The forest does its best work in spring - rhododendron and azalea in the Rossmore plantings, the redwoods fresh. The drumlins green up.

◉ Go
Summer
Jun-Aug

Settled weather, long evenings, the forest trails at their easiest. The obvious season for the walks.

◉ Go
Autumn
Sep-Oct

Colour through the deciduous woodland at Rossmore. The light over the Blackwater is particular. Probably the best time.

◉ Go
Winter
Nov-Feb

Short days, soft ground, the village very quiet. The forest paths can be muddy. The pub keeps going regardless.

◐ Mind yourself
06 / 07

What to skip.

Honestly? Don't bother.

If a local was sitting beside you, this is the bit where they'd lean in.

×
Expecting a village to explore

There is one street's worth of village - church, pub, shop, pitch.
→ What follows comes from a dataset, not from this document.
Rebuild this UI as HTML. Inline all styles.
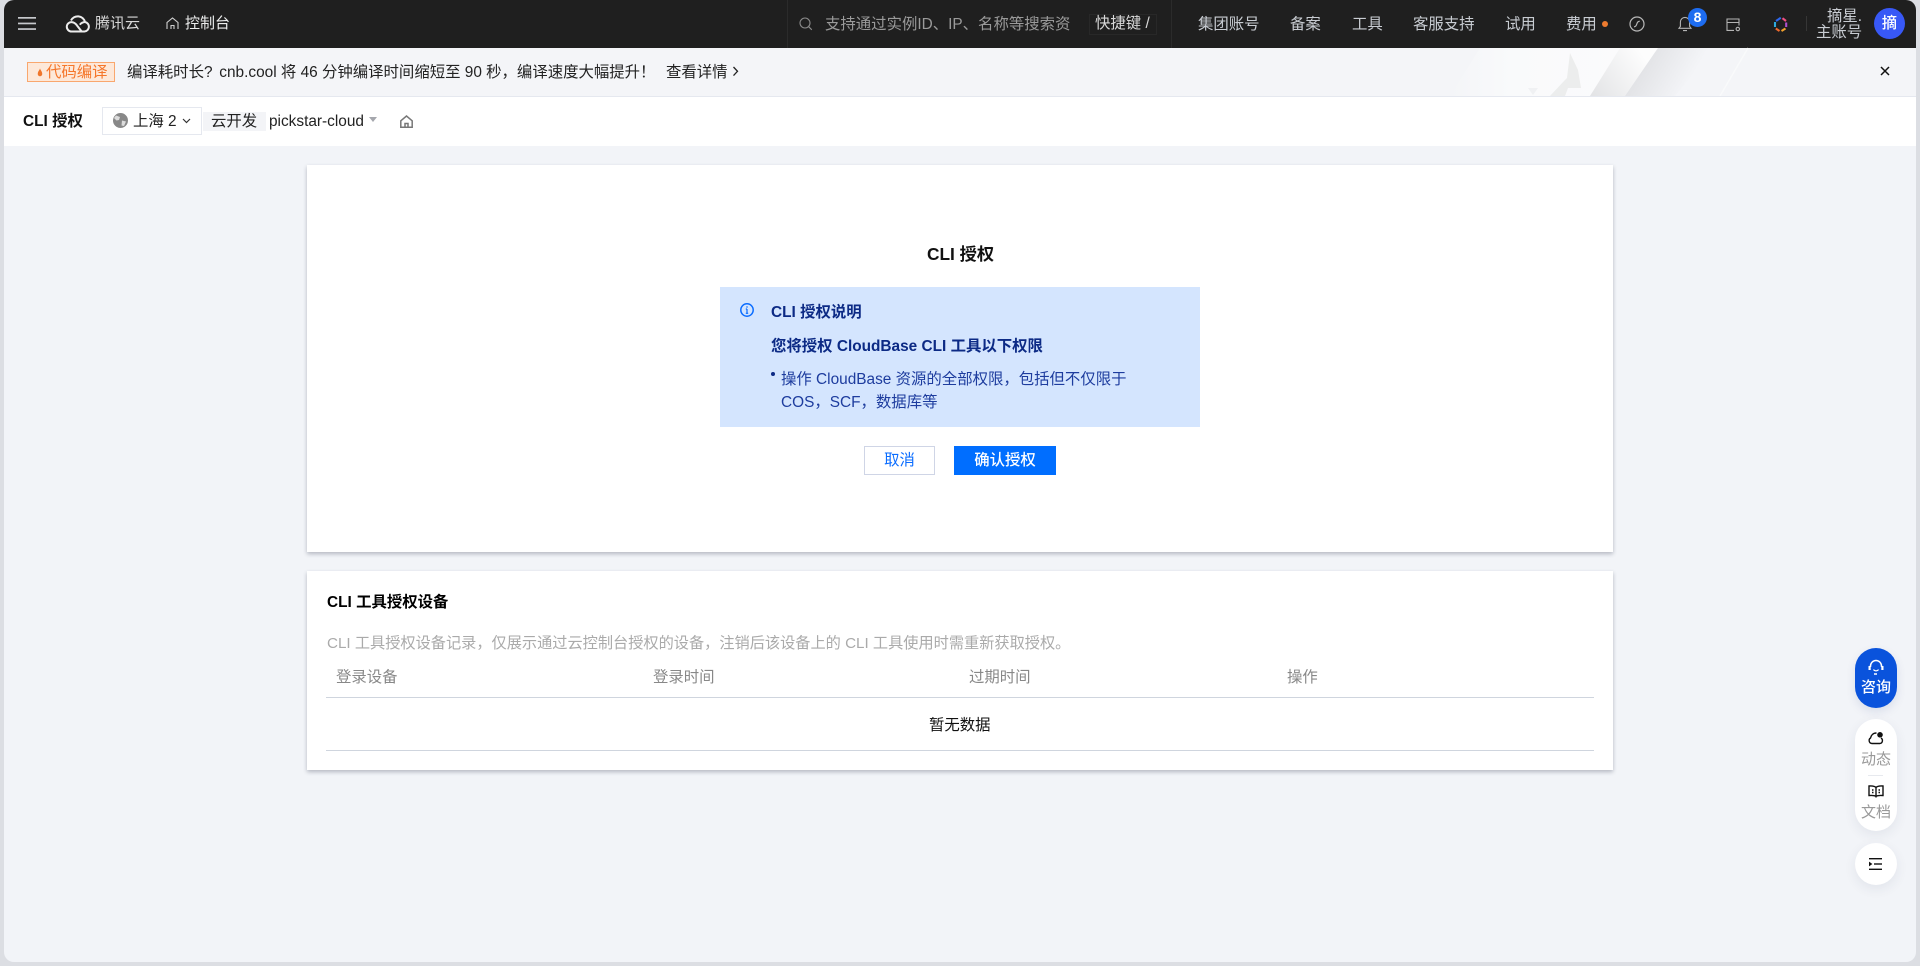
<!DOCTYPE html>
<html lang="zh-CN">
<head>
<meta charset="utf-8">
<title>CLI 授权</title>
<style>
html,body{margin:0;padding:0;width:1920px;height:966px;overflow:hidden;background:#dcdee3;}
body{font-family:"Liberation Sans","Noto Sans CJK SC",sans-serif;font-size:15.4px;position:relative;}
#win{position:absolute;left:4px;top:0;width:1912px;height:962px;background:#f2f4f8;border-radius:10px;overflow:hidden;}
#root{position:absolute;left:-4px;top:0;width:1920px;height:966px;}
.a{position:absolute;white-space:nowrap;}
.t{position:absolute;white-space:nowrap;line-height:20px;height:20px;margin-top:1px;}
svg{position:absolute;overflow:visible;}
.n{color:#c8ccd2;}
.card{position:absolute;background:#fff;box-shadow:0 2px 4px rgba(54,58,80,.32);}
</style>
</head>
<body>
<div id="win"><div id="root">

<!-- top bar -->
<div class="a" style="left:0;top:0;width:1920px;height:48px;background:#1f1f1f"></div>
<svg style="left:18px;top:17px" width="18" height="13" fill="#c6c8cc"><rect width="18" height="1.7"/><rect y="5.6" width="18" height="1.7"/><rect y="11.2" width="18" height="1.7"/></svg>
<svg style="left:65px;top:15px" width="26" height="18" viewBox="0 0 26 18" fill="none" stroke="#ececec" stroke-width="2"><path d="M6.500 16.500h13a4.800 4.800 0 0 0 .5-9.500 7.500 7.500 0 0 0-14-1.500"/><path d="M6.500 16.500a4.700 4.700 0 1 1 0-9.400c2.600 0 4.200 1.500 5.600 3.500l4.300 5.500"/><path d="M20.500 7c-2.500 0-4.400 1-5.700 2.700"/></svg>
<div class="t" style="left:95px;top:13px;font-size:15px;color:#d8d8d8">腾讯云</div>
<svg style="left:166px;top:17px" width="13" height="13" viewBox="0 0 13 13" fill="none" stroke="#d0d0d0" stroke-width="1.1"><path d="M1 12V5.500L6.500 1 12 5.500V12M5 12V8.500h3V12"/></svg>
<div class="t" style="left:185px;top:13px;font-size:15px;color:#eceded">控制台</div>

<div class="a" style="left:787px;top:0;width:1px;height:48px;background:#2b2b2b"></div>
<svg style="left:799px;top:17px" width="14" height="14" viewBox="0 0 14 14" fill="none" stroke="#8b8b8b" stroke-width="1.1"><circle cx="6" cy="6" r="5"/><path d="m9.800 9.800 3 3"/></svg>
<div class="t" style="left:825px;top:14px;color:#9a9a9a">支持通过实例ID、IP、名称等搜索资</div>
<div class="a" style="left:1089px;top:14px;width:66px;height:19px;border:1px solid #282828"></div>
<div class="t" style="left:1095px;top:13px;color:#d8d8d8">快捷键 /</div>
<div class="a" style="left:1171px;top:0;width:1px;height:48px;background:#2b2b2b"></div>

<div class="t n" style="left:1198px;top:14px">集团账号</div>
<div class="t n" style="left:1290px;top:14px">备案</div>
<div class="t n" style="left:1352px;top:14px">工具</div>
<div class="t n" style="left:1413px;top:14px">客服支持</div>
<div class="t n" style="left:1505px;top:14px">试用</div>
<div class="t n" style="left:1566px;top:14px">费用</div>
<div class="a" style="left:1602px;top:20.5px;width:6px;height:6px;border-radius:50%;background:#ed7b2f"></div>
<svg style="left:1629px;top:16px" width="16" height="16" viewBox="0 0 16 16" fill="none" stroke="#b8b8b8" stroke-width="1.2"><circle cx="8" cy="8" r="7"/><path d="M5 10.800c1.600 0 2.300-1 2.800-2.800s1.200-2.800 3-2.800"/></svg>
<svg style="left:1678px;top:15px" width="14" height="17" viewBox="0 0 14 17" fill="none" stroke="#b4b4b4" stroke-width="1.1"><path d="M1 13.300h12l-1.400-2V7a4.600 4.600 0 0 0-9.200 0v4.300zM5 15.600h4"/></svg>
<div class="a" style="left:1688px;top:8px;width:19px;height:19px;border-radius:50%;background:#1d6cf0;color:#fff;font-weight:bold;font-size:14px;line-height:19px;text-align:center">8</div>
<svg style="left:1726px;top:18px" width="15" height="14" viewBox="0 0 15 14" fill="none" stroke="#b4b4b4" stroke-width="1.100"><path d="M8 12.400H1V1h12v6.500M1 4.500h12"/><circle cx="11.800" cy="11" r="1.700"/></svg>
<svg style="left:1773px;top:16px" width="15" height="17" viewBox="0 0 15 17" fill="none" stroke-width="2.100"><path d="M3 5 7.800 1.800" stroke="#2d68ee"/><path d="M9.500 2.200 13 5" stroke="#ef4f83"/><path d="M13.200 6.500V11" stroke="#b04fd0"/><path d="M12.500 12.500 8.500 15" stroke="#f2a12c"/><path d="M6.500 15 2.800 12.500" stroke="#f0692c"/><path d="M2 11V6" stroke="#2eaadc"/></svg>
<div class="a" style="left:1806px;top:16px;width:1px;height:15px;background:#363636"></div>
<div class="t" style="left:1827px;top:6px;font-size:15.4px;color:#c8ccd2;line-height:20px">摘星.</div>
<div class="t" style="left:1816px;top:22px;font-size:15.4px;color:#c8ccd2;line-height:20px">主账号</div>
<div class="a" style="left:1874px;top:8px;width:31px;height:31px;border-radius:50%;background:#3858f6;color:#fff;font-size:15.4px;font-weight:500;line-height:32px;text-align:center">摘</div>

<!-- banner -->
<div class="a" style="left:0;top:48px;width:1920px;height:48px;background:#f4f5f8"></div>
<svg style="left:1400px;top:48px" width="420" height="48" viewBox="0 0 420 48">
<defs>
<linearGradient id="g1" x1="0" y1="0" x2="1" y2="0"><stop offset="0" stop-color="#f4f5f8"/><stop offset="0.35" stop-color="#f9fafb"/><stop offset="1" stop-color="#fbfbfc"/></linearGradient>
<linearGradient id="g2" gradientUnits="userSpaceOnUse" x1="238" y1="15" x2="285" y2="42"><stop offset="0" stop-color="#e0e1e4"/><stop offset="1" stop-color="#f4f5f8"/></linearGradient>
<linearGradient id="g3" gradientUnits="userSpaceOnUse" x1="190" y1="48" x2="245" y2="10"><stop offset="0" stop-color="#e2e3e5"/><stop offset="1" stop-color="#fdfdfd"/></linearGradient>
</defs>
<path d="M50 48 80 0H225L190 48Z" fill="url(#g1)"/>
<path d="M150 48 165 32 167 30 170 5 178 22 181 40 168 40 165 48Z" fill="#eceded"/>
<path d="M128 40h10l-5 7z" fill="#f0f1f3"/>
<path d="M190 48 220 0H258L225 48Z" fill="url(#g3)"/>
<path d="M225 48 258 0H315L275 48Z" fill="url(#g2)"/>
<path d="M320 48 348 0" stroke="#f9fafb" stroke-width="1.500" fill="none"/>
</svg>
<div class="a" style="left:0;top:96px;width:1920px;height:1px;background:#e5e8ef"></div>

<div class="a" style="left:27px;top:62px;width:86px;height:18px;border:1px solid #f9a76e;background:#fde8d9"></div>
<svg style="left:37px;top:68px" width="6" height="9" viewBox="0 0 7 12"><path d="M3.500 .5C4 3 6.500 4.500 6.500 8a3 3 0 0 1-6 0C.5 4.500 3 3 3.500 .5Z" fill="#f0762b"/></svg>
<div class="t" style="left:46px;top:62px;color:#f5762a">代码编译</div>
<div class="t" style="left:127px;top:62px;color:#222">编译耗时长<span style="margin-right:2.500px">?</span> cnb.cool 将 46 分钟编译时间缩短至 90 秒，编译速度大幅提升！</div>
<div class="t" style="left:666px;top:62px;color:#222">查看详情</div>
<svg style="left:732px;top:66px" width="7" height="11" fill="none" stroke="#222" stroke-width="1.300"><path d="m1.500 1 4 4.300-4 4.300"/></svg>
<svg style="left:1880px;top:66px" width="10" height="10" fill="none" stroke="#111" stroke-width="1.500"><path d="m1 1 8 8M9 1 1 9"/></svg>

<!-- subheader -->
<div class="a" style="left:0;top:97px;width:1920px;height:49px;background:#fff"></div>
<div class="t" style="left:23px;top:111px;font-weight:bold;color:#111">CLI 授权</div>
<div class="a" style="left:102px;top:107px;width:98px;height:26px;border:1px solid #e5e8ef"></div>
<svg style="left:113px;top:113px" width="15" height="15" viewBox="0 0 15 15"><circle cx="7.500" cy="7.500" r="7.500" fill="#888"/><path d="M3 2.500 7 4 6 7 3.500 7.500 1 5ZM9 7.500l4 1-2 4.500-2.500-.5z" fill="#dcdcdc"/></svg>
<div class="t" style="left:133px;top:111px;color:#222">上海 2</div>
<svg style="left:182px;top:118px" width="9" height="6" fill="none" stroke="#333" stroke-width="1.200"><path d="m1 1 3.500 3.500L8 1"/></svg>
<div class="a" style="left:203px;top:112px;width:63px;height:19px;background:#f3f4f7"></div>
<div class="t" style="left:211px;top:111px;color:#222">云开发</div>
<div class="t" style="left:269px;top:111px;color:#222">pickstar-cloud</div>
<svg style="left:369px;top:117px" width="8" height="5"><path d="M0 0h8L4 5z" fill="#a5a7ad"/></svg>
<svg style="left:400px;top:115px" width="13" height="13" viewBox="0 0 13 13" fill="none" stroke="#777" stroke-width="1.500"><path d="M.8 5.800 6.500 1l5.700 4.800V12.200H.8zM5 12.500V8.500h3v4"/></svg>

<!-- card 1 -->
<div class="card" style="left:307px;top:165px;width:1306px;height:387px"></div>
<div class="t" style="left:927px;top:243px;font-size:17.3px;font-weight:bold;color:#111">CLI 授权</div>
<div class="a" style="left:720px;top:287px;width:480px;height:140px;background:#d4e5fe"></div>
<svg style="left:740px;top:303px" width="14" height="14" viewBox="0 0 14 14" fill="none" stroke="#0a6cff" stroke-width="1.500"><circle cx="7" cy="7" r="6.200"/><path d="M7 6v4.300M5.800 10.300h2.400M5.800 6h1.200" stroke-width="1.200"/><path d="M7 3.400v1.200" stroke-width="1.500"/></svg>
<div class="t" style="left:771px;top:302px;font-weight:bold;color:#0c2a85">CLI 授权说明</div>
<div class="t" style="left:771px;top:336px;font-weight:bold;color:#0c2a85">您将授权 CloudBase CLI 工具以下权限</div>
<div class="a" style="left:771px;top:372px;width:4px;height:4px;border-radius:50%;background:#0c2a85"></div>
<div class="t" style="left:781px;top:369px;color:#1d3c9e">操作 CloudBase 资源的全部权限，包括但不仅限于</div>
<div class="t" style="left:781px;top:392px;color:#1d3c9e">COS，SCF，数据库等</div>
<div class="a" style="left:864px;top:446px;width:69px;height:27px;border:1px solid #cfd5e6;background:#fff;color:#0a6cff;text-align:center;line-height:27px">取消</div>
<div class="a" style="left:954px;top:446px;width:102px;height:29px;background:#006eff;color:#fff;text-align:center;line-height:30px;font-weight:500">确认授权</div>

<!-- card 2 -->
<div class="card" style="left:307px;top:571px;width:1306px;height:199px"></div>
<div class="t" style="left:327px;top:592px;font-weight:bold;color:#000">CLI 工具授权设备</div>
<div class="t" style="left:327px;top:633px;font-size:15.2px;color:#aaa">CLI 工具授权设备记录，仅展示通过云控制台授权的设备，注销后该设备上的 CLI 工具使用时需重新获取授权。</div>
<div class="t" style="left:336px;top:667px;color:#888">登录设备</div>
<div class="t" style="left:653px;top:667px;color:#888">登录时间</div>
<div class="t" style="left:969px;top:667px;color:#888">过期时间</div>
<div class="t" style="left:1287px;top:667px;color:#888">操作</div>
<div class="a" style="left:326px;top:697px;width:1268px;height:1px;background:#cfd5de"></div>
<div class="t" style="left:929px;top:715px;color:#111">暂无数据</div>
<div class="a" style="left:326px;top:750px;width:1268px;height:1px;background:#cfd5de"></div>

<!-- floating -->
<div class="a" style="left:1855px;top:648px;width:42px;height:60px;border-radius:21px;background:#0a53dc;box-shadow:0 4px 10px rgba(0,40,120,.1)"></div>
<svg style="left:1867px;top:659px" width="18" height="17" viewBox="0 0 18 17" fill="none" stroke="#fff" stroke-width="1.500"><path d="M3.500 8V7a5.500 5.500 0 0 1 11 0v1"/><path d="M6.500 10.500c1 1.800 4 1.800 5 0" stroke-width="1.200"/><path d="M7 15h3"/><rect x="1.500" y="7" width="2.200" height="4" fill="#fff" stroke="none"/><rect x="14.300" y="7" width="2.200" height="4" fill="#fff" stroke="none"/></svg>
<div class="t" style="left:1861px;top:677px;font-size:15px;color:#fff;font-weight:500">咨询</div>

<div class="a" style="left:1855px;top:719px;width:42px;height:112px;border-radius:21px;background:#fff;box-shadow:0 4px 12px rgba(40,50,90,.08)"></div>
<svg style="left:1868px;top:731px" width="16" height="14" viewBox="0 0 16 14" fill="none" stroke="#111" stroke-width="1.400"><path d="M4 12.500h8a3 3 0 0 0 1-5.500 M4 12.500a3 3 0 0 1-1.500-5.500c.6-3 2.800-5 6-5"/><circle cx="12" cy="3.800" r="2.800" fill="#111" stroke="none"/></svg>
<div class="t" style="left:1861px;top:749px;font-size:15px;color:#999">动态</div>
<div class="a" style="left:1868px;top:775px;width:15px;height:1px;background:#e7e9ee"></div>
<svg style="left:1868px;top:785px" width="16" height="13" viewBox="0 0 16 13" fill="none" stroke="#111" stroke-width="1.400"><path d="M8 2.500C6.500 .8 3.500 .8 1 1v9.500c2.500-.2 5.500-.2 7 .8 1.500-1 4.500-1 7-.8V1C12.500 .8 9.500 .8 8 2.500zM8 2.500V12.500"/><path d="M4 5h1.500M10.500 5H12M4 7.500h1.500M10.500 7.500H12" stroke-width="1.600"/></svg>
<div class="t" style="left:1861px;top:802px;font-size:15px;color:#999">文档</div>

<div class="a" style="left:1855px;top:843px;width:42px;height:42px;border-radius:50%;background:#fff;box-shadow:0 4px 12px rgba(40,50,90,.08)"></div>
<svg style="left:1869px;top:858px" width="14" height="12" viewBox="0 0 14 12" fill="#111"><rect width="13" height="1.400"/><rect x="5" y="5.300" width="8" height="1.400"/><rect y="10.600" width="13" height="1.400"/><path d="M0 3.600 3.400 6 0 8.400z"/></svg>

</div></div>
</body>
</html>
Half an hour covers it. The reason to come is Rossmore Forest and the river, not the village core. Adjust expectations and you will not be disappointed.

×
The 1990s festival

"On the road in Ballinode" was a real thing and it is genuinely over. Do not plan a trip around a festival that stopped running two decades ago. The quiet is now the point.

×
Counting on the pub being open

It is one rural pub with one publican. Hours are not a website matter. If a pint is the plan, ring ahead or have Monaghan town as a fallback ten minutes away.

+

Getting there.

By car

Monaghan town is about ten minutes south-east on the R183. Scotstown is five minutes north. Dublin is roughly two hours via the N2/M2. Rossmore Forest Park is signposted off the same Monaghan road.

By bus

Local Link route M1 connects Ballinode to Monaghan town several times a day, Monday to Saturday. Monaghan town is the hub for onward Bus Éireann services to Dublin, Derry and Belfast.